Ghosts of War by Ryan Smithson

Ryan Smithson was just a teenager when terrorists flew airplanes into the World Trade Center and the Pentagon.  After graduating from high school, he joined the Army Reserve.  At age nineteen, he was sent to Iraq.  His book, Ghosts of War (Harper Collins 2009), chronicles that year in Iraq.

Like most people here, I learn about what happens in Iraq through the news media–television, newspapers, and magazines.  Smithson gives a glimpse of what the war is like from a different perspective–that of the soldiers living through it every day.  The war in Iraq looks pretty different through those eyes.  I am glad I had the opportunity to read and learn from his story.  I want to thank my student, Jeremy, who donated a copy of the book for my classroom because it is not the kind of story I would have picked up on my own.

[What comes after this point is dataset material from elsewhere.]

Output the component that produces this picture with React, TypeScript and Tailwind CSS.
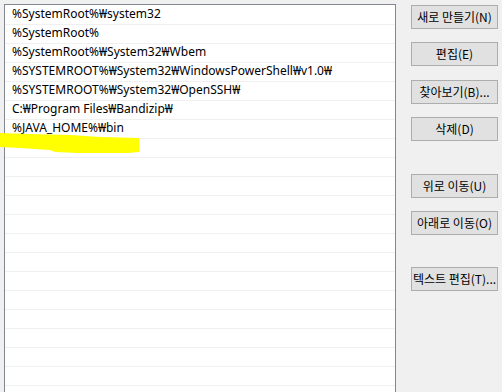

For my students who are still wondering why we read and write so much, I want to share with them from Smithson’s story.  Once he is back home, he struggles to readjust to the life he had before.  His family wants to know what it was like, but how can he find the words to describe it?  It is literature that gives him the answer.  First he describes how reading helped him during his time in Iraq:  “Every book was alive as I read it, lying in my sleeping bag.  I wasn’t in the godforsaken Middle East fighting a war.  I was in my own country:  a country of the mind…High school defines literature with terminology…But experience defines literature as more than words on paper.  Not just escape, but more important, words that have the power to heal” (Smithson 295).  That’s what I hope my students learn to take away from the reading they do.

While taking a college composition class (that’s a writing class), Smithson first writes about one of his experiences in Iraq.  With his teacher’s encouragement, he shares it with his classmates ate the end of the semester.  It is difficult to read, but doing so changes both his classmates and himself.  I love how he describes the power of story:  “It’s funny, but all I did besides sit in a dump truck during the ambush was write a story about it.  It’s funny, but the story is what matters.  The story is what changes, at least for a moment, the way these people feel.  And what an empowering sensation it is to share it” (Smithson 300).